The report adds that armed Janjaweed militias and pastoralists, who move throughout southern Darfur to the Central African Republic, are an additional source of insecurity as these groups occasionally clash with the Regional Task Force. They are also suspected of providing information to the LRA regarding RTF troop movement.

However, the Government of the Sudan indicates that there are no Lord’s Resistance Army elements in the disputed Kafia Kingi enclave, on the border between the Central African Republic, South Sudan and the Sudan.

But according to Moussa, credible sources suggest that LRA leader Joseph Kony and senior LRA commanders have recently returned to seek safe haven in Sudanese-controlled areas of the enclave.

The report also notes that the humanitarian situation in many LRA-affected countries remains precarious.

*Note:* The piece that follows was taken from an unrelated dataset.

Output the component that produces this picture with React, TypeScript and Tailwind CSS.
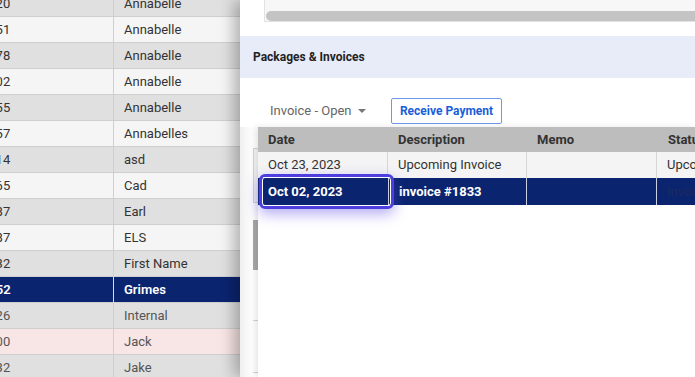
import React from 'react'

type Row = { id: string; name: string; tone: 'dark' | 'light' | 'sel' | 'pink'; muted?: boolean }

const rows: Row[] = [
  { id: '1420', name: 'Annabelle', tone: 'dark' },
  { id: '3351', name: 'Annabelle', tone: 'light' },
  { id: '2478', name: 'Annabelle', tone: 'dark' },
  { id: '5902', name: 'Annabelle', tone: 'light' },
  { id: '6655', name: 'Annabelle', tone: 'dark' },
  { id: '4957', name: 'Annabelles', tone: 'light' },
  { id: '3314', name: 'asd', tone: 'dark' },
  { id: '2365', name: 'Cad', tone: 'light' },
  { id: '3987', name: 'Earl', tone: 'dark' },
  { id: '6287', name: 'ELS', tone: 'light' },
  { id: '1932', name: 'First Name', tone: 'dark' },
  { id: '7652', name: 'Grimes', tone: 'sel' },
  { id: '8226', name: 'Internal', tone: 'dark', muted: true },
  { id: '2900', name: 'Jack', tone: 'pink', muted: true },
  { id: '1432', name: 'Jake', tone: 'dark', muted: true },
]

const toneBg: Record<Row['tone'], string> = {
  dark: 'bg-[#e0e0e0]',
  light: 'bg-[#f5f5f5]',
  sel: 'bg-[#0b2470]',
  pink: 'bg-[#f8e5e5]',
}

function PeopleList() {
  return (
    <div className="w-[240px] shrink-0 overflow-hidden">
      <div className="-mt-[9px]">
        {rows.map((r) => {
          const sel = r.tone === 'sel'
          const text = sel ? 'text-white font-semibold' : r.muted ? 'text-[#555]' : 'text-[#333]'
          return (
            <div key={r.id + r.name} className={`flex h-[26px] border-b border-[#cfcfcf] ${toneBg[r.tone]} ${text}`}>
              <div className={`w-[114px] shrink-0 overflow-hidden flex items-center border-r ${sel ? 'border-[#d6dbe8]' : 'border-[#cfcfcf]'}`}>
                <span className="-ml-[19px] whitespace-nowrap">{r.id}</span>
              </div>
              <div className="flex-1 flex items-center pl-[10px] whitespace-nowrap">{r.name}</div>
            </div>
          )
        })}
      </div>
    </div>
  )
}

function InvoiceTable() {
  return (
    <div className="flex-1 flex flex-col bg-white shadow-[-3px_0_6px_rgba(0,0,0,0.10)] min-w-0">
      <div className="grid grid-cols-[130px_139px_130px_1fr] h-[25px] bg-[#bdbdbd] font-bold text-[#333]">
        <div className="pl-[10px] flex items-center">Date</div>
        <div className="pl-[10px] flex items-center">Description</div>
        <div className="pl-[10px] flex items-center">Memo</div>
        <div className="pl-[11px] flex items-center whitespace-nowrap">Status</div>
      </div>
      <div className="grid grid-cols-[130px_139px_130px_1fr] h-[26px] bg-[#f4f4f4] text-[#333]">
        <div className="pl-[10px] flex items-center border-r border-[#d6d6d6]">Oct 23, 2023</div>
        <div className="pl-[10px] flex items-center border-r border-[#d6d6d6] whitespace-nowrap">Upcoming Invoice</div>
        <div className="pl-[10px] flex items-center border-r border-[#d6d6d6]"></div>
        <div className="pl-[10px] flex items-center whitespace-nowrap">Upcoming</div>
      </div>
      <div className="grid grid-cols-[130px_139px_130px_1fr] h-[27px] bg-[#0b2470] text-white font-bold">
        <div className="relative pl-[10px] flex items-center">
          Oct 02, 2023
          {/* focused cell ring */}
          <div className="absolute left-[1px] -top-[4px] -right-[6px] -bottom-[4px] border-[3px] border-[#4d3ee0] rounded-[6px] shadow-[0_5px_14px_rgba(90,70,230,0.45)]">
            <div className="absolute inset-0 border border-white rounded-[3px]" />
          </div>
        </div>
        <div className="pl-[10px] flex items-center border-l border-r border-[#c9cfe0] whitespace-nowrap">invoice #1833</div>
        <div className="pl-[10px] flex items-center border-r border-[#c9cfe0]"></div>
        <div className="pl-[10px] flex items-center text-[#1c2b5c] font-normal whitespace-nowrap">Invoice</div>
      </div>
      <div className="flex-1" />
    </div>
  )
}

export default function App() {
  return (
    <div className="w-[695px] h-[377px] overflow-hidden flex bg-white text-[13px] font-['Roboto',sans-serif]">
      <PeopleList />

      <div className="flex-1 flex flex-col bg-white shadow-[-6px_0_14px_rgba(0,0,0,0.28)] z-10 min-w-0">
        {/* top card with its scrollbar */}
        <div className="h-[36px] pl-[24px] shrink-0">
          <div className="h-[22px] bg-[#f7f7f7] border-l border-b border-[#e2e2e2] flex flex-col justify-end">
            <div className="h-[10px] ml-px bg-[#c4c4c4] rounded-l-full" />
          </div>
        </div>

        <div className="h-[42px] shrink-0 bg-[#e8ecf9] flex items-center pl-[13px] text-[12px] font-bold text-[#222]">
          Packages &amp; Invoices
        </div>

        <div className="h-[49px] shrink-0 flex items-end pl-[30px] pb-[3px]">
          <div className="h-[26px] flex items-center text-[#666] w-[121px]">
            Invoice - Open
            <span className="ml-[6px] w-0 h-0 border-l-[4px] border-r-[4px] border-t-[4px] border-l-transparent border-r-transparent border-t-[#777]" />
          </div>
          <button className="h-[26px] w-[111px] border border-[#6f98ea] rounded-[2px] text-[#1a5fd8] font-bold text-[12px] bg-white">
            Receive Payment
          </button>
        </div>

        <div className="flex-1 flex min-h-0">
          <div className="w-[13px] shrink-0 bg-gradient-to-r from-[#efefef] to-white" />
          {/* edge of the grid behind the popup */}
          <div className="w-[5px] shrink-0 flex flex-col">
            <div className="h-[21px]" />
            <div className="h-[55px] border-l border-y border-[#d4d4d4] bg-[#f4f4f4]" />
            <div className="h-[17px]" />
            <div className="h-[50px] bg-[#a9a9a9]" />
            <div className="h-[51px] border-b border-[#d4d4d4]" />
            <div className="h-[52px] border-b border-[#d4d4d4]" />
          </div>
          <InvoiceTable />
        </div>
      </div>
    </div>
  )
}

Non-governmental organizations are present only in some LRA-affected areas of the Central African Republic, given the limited access, while they continue to phase out from non-emergency areas of the Democratic Republic of the Congo despite outstanding humanitarian needs.

Notwithstanding collective efforts by counter-LRA regional military forces, United States military advisers, non-governmental organizations and local partners continue to encourage defections.

It is reported that 37 members of the Lord’s Resistance Army who had been with the group for six months or longer have defected since December 2013, including 11 Ugandan Lord’s Resistance Army combatants.

These figures include 19 Lord’s Resistance Army combatants who defected in Zemio, Central African Republic in December 2013 —the largest single Lord’s Resistance Army defection since 2008.